▸ Collected material
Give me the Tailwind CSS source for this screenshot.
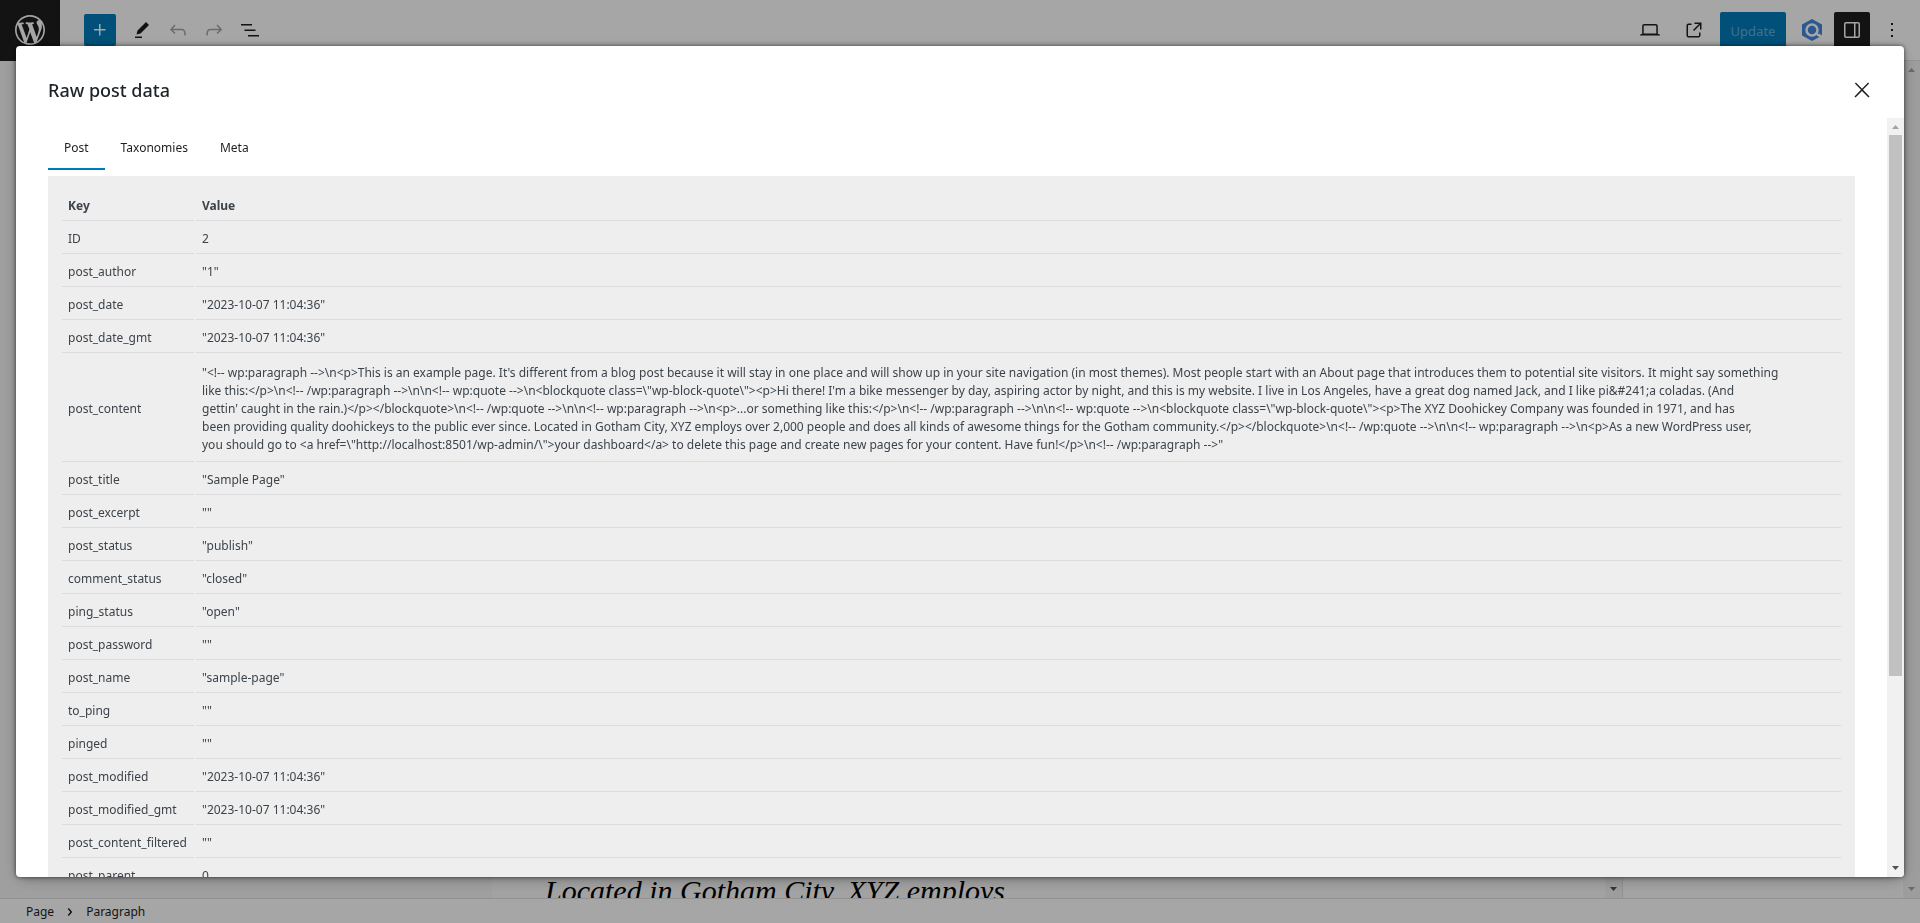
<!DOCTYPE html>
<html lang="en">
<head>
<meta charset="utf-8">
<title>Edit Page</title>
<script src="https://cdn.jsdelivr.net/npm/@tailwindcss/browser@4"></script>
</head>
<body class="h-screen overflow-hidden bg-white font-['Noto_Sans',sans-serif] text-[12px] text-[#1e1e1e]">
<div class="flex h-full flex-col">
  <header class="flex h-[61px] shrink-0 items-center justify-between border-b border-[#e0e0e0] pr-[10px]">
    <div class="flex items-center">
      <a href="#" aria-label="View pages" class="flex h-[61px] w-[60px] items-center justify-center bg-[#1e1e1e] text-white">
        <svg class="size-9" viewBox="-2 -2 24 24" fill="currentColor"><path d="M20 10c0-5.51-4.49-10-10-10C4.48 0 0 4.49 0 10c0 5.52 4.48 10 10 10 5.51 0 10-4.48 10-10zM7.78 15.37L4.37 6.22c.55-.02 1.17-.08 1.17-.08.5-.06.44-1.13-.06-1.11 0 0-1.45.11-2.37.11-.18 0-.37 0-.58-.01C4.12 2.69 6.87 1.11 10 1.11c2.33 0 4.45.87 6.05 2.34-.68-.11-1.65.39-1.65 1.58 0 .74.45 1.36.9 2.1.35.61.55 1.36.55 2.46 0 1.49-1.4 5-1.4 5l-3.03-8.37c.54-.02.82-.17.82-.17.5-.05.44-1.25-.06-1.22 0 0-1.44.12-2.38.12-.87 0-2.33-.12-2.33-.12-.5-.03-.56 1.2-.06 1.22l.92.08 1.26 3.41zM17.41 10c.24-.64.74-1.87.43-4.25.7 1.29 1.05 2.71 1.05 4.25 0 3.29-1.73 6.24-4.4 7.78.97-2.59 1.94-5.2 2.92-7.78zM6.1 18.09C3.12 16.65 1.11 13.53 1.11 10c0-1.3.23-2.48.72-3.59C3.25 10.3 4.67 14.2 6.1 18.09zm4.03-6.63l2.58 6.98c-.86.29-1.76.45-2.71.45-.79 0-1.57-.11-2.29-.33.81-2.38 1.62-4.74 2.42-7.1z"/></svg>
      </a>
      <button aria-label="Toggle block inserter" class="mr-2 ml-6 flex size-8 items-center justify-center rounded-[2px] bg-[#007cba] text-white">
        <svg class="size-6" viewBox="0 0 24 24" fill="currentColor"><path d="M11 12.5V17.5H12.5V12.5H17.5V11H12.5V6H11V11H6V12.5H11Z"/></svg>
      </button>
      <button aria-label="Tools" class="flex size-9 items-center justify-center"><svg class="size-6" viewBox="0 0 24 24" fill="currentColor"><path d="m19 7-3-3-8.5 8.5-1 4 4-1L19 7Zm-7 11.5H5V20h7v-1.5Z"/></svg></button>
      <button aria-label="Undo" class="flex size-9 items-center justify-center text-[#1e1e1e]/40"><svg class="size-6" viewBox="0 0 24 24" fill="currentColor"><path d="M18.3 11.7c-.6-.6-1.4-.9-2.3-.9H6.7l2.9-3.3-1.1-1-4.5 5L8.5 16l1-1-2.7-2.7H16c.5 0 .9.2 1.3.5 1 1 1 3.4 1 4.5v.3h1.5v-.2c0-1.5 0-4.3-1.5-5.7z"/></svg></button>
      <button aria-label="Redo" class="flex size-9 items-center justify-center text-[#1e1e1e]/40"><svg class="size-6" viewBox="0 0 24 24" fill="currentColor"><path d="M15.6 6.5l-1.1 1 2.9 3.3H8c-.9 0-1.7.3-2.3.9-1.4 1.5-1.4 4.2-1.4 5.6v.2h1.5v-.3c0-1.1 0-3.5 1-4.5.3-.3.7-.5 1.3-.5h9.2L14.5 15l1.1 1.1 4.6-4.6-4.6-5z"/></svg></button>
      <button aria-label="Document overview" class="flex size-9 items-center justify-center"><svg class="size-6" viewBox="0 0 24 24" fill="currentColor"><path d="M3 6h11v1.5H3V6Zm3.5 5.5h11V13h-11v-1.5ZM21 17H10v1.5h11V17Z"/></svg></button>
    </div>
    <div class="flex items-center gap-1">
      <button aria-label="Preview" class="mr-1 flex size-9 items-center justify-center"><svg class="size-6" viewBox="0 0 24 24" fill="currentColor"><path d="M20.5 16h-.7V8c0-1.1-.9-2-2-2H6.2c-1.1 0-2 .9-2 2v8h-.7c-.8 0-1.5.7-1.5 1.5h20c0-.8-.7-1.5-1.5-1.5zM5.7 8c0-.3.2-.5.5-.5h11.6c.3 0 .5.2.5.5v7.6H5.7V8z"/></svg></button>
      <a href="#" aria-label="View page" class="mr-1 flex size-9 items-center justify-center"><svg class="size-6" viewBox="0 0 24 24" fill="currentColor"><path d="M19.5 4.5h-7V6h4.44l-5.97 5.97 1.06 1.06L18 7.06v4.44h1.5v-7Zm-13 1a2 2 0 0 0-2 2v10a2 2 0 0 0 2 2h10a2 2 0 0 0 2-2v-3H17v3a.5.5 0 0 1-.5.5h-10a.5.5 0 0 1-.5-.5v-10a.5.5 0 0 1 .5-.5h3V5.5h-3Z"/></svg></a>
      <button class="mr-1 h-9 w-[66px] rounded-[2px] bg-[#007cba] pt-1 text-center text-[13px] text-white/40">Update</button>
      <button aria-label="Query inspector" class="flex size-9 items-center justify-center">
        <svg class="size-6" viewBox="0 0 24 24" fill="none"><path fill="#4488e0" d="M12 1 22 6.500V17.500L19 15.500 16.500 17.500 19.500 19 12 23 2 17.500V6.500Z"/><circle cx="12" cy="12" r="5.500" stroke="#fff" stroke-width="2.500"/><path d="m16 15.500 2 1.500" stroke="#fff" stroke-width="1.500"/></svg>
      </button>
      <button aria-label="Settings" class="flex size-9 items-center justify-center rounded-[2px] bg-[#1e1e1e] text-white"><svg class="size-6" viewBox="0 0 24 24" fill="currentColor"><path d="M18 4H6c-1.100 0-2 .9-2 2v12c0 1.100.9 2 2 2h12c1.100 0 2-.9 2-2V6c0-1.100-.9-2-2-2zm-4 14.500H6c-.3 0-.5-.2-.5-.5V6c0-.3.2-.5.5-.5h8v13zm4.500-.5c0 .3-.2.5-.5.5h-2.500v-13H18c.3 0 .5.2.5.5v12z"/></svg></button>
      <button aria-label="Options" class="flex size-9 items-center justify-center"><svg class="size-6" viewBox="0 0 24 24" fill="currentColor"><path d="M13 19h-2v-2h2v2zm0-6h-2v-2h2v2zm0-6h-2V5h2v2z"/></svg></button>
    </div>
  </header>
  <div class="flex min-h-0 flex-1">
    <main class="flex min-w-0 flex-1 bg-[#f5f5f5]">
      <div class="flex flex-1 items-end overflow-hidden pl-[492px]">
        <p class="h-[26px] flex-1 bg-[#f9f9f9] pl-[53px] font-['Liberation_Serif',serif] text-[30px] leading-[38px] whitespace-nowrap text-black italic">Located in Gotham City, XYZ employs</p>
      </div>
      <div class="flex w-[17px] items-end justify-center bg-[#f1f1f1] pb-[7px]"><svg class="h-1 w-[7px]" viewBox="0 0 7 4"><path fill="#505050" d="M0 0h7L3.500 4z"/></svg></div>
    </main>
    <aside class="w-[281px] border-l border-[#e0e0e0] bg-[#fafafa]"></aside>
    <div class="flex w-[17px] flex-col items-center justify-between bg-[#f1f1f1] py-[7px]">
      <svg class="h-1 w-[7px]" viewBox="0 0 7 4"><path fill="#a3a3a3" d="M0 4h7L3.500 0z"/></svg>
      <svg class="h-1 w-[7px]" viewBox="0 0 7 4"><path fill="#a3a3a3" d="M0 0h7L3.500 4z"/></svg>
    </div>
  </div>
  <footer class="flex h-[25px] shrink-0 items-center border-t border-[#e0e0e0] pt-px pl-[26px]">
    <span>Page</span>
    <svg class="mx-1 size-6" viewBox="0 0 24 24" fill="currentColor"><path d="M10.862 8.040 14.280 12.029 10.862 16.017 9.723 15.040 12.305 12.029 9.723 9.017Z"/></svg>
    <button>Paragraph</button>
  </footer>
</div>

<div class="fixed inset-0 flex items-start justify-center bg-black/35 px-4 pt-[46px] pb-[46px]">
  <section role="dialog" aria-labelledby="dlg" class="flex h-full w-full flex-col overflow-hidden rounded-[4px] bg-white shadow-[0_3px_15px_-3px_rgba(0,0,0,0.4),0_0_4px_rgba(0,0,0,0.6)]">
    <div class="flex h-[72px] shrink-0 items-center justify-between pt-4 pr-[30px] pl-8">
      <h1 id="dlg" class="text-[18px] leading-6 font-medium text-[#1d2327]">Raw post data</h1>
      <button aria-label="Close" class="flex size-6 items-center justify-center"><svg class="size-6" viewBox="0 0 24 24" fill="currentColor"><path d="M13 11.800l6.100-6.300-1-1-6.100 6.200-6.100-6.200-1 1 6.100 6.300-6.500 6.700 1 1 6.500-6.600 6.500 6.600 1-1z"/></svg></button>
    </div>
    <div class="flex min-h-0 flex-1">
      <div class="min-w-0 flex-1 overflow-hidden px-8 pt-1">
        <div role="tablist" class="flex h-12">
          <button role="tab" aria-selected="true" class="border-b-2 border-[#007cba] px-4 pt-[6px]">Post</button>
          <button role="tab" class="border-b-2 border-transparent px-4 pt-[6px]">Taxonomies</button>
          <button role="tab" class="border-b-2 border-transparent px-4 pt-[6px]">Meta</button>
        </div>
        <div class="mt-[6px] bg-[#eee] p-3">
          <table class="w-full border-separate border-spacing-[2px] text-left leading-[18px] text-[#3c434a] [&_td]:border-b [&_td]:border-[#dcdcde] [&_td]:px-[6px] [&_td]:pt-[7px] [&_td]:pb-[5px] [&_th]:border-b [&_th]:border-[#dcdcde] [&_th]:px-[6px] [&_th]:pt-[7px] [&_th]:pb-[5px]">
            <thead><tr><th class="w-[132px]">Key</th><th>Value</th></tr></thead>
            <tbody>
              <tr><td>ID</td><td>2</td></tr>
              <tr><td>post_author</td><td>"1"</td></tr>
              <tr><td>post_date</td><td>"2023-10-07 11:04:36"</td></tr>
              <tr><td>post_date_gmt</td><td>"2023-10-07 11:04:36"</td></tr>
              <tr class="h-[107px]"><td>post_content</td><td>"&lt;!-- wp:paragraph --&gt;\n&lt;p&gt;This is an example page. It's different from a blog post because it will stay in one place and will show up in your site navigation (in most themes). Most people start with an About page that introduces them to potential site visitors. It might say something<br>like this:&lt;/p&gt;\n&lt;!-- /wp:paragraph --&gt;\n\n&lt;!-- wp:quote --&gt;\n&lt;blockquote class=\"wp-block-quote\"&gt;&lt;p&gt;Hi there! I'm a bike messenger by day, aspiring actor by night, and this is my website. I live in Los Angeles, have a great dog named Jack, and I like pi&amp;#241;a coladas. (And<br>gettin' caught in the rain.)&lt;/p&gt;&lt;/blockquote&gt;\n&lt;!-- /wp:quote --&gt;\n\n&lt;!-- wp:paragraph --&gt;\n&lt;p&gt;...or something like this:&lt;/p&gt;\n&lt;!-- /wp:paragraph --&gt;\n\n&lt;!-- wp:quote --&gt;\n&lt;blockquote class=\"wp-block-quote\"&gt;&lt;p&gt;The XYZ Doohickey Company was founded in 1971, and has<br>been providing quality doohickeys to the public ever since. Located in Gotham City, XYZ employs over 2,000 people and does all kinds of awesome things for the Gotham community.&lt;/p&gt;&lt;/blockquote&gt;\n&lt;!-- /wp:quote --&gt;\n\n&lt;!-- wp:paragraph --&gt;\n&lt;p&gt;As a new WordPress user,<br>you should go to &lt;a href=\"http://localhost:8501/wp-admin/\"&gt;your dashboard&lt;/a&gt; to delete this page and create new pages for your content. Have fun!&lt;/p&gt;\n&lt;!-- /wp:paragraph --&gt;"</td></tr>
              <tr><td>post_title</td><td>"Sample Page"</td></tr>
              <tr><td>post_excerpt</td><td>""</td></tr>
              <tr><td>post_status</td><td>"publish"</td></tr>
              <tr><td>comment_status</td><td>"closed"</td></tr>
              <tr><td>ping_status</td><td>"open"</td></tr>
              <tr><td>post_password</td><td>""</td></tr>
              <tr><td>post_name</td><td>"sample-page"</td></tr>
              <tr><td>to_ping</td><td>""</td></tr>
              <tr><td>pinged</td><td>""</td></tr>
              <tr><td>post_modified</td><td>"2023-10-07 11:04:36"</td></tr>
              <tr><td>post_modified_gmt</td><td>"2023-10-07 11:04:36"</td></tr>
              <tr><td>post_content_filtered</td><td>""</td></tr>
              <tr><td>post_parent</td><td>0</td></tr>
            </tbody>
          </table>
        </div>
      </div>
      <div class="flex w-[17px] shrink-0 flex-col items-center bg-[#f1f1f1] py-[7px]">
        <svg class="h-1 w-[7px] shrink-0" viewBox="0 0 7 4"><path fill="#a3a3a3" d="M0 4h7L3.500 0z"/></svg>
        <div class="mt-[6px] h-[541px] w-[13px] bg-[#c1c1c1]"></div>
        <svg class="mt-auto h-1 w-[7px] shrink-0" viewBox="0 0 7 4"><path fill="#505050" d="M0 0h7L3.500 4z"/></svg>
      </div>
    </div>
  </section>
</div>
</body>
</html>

▸ Aim
Each line of the material that holds the string "this" counts once; give the total alone.

▸ The output
2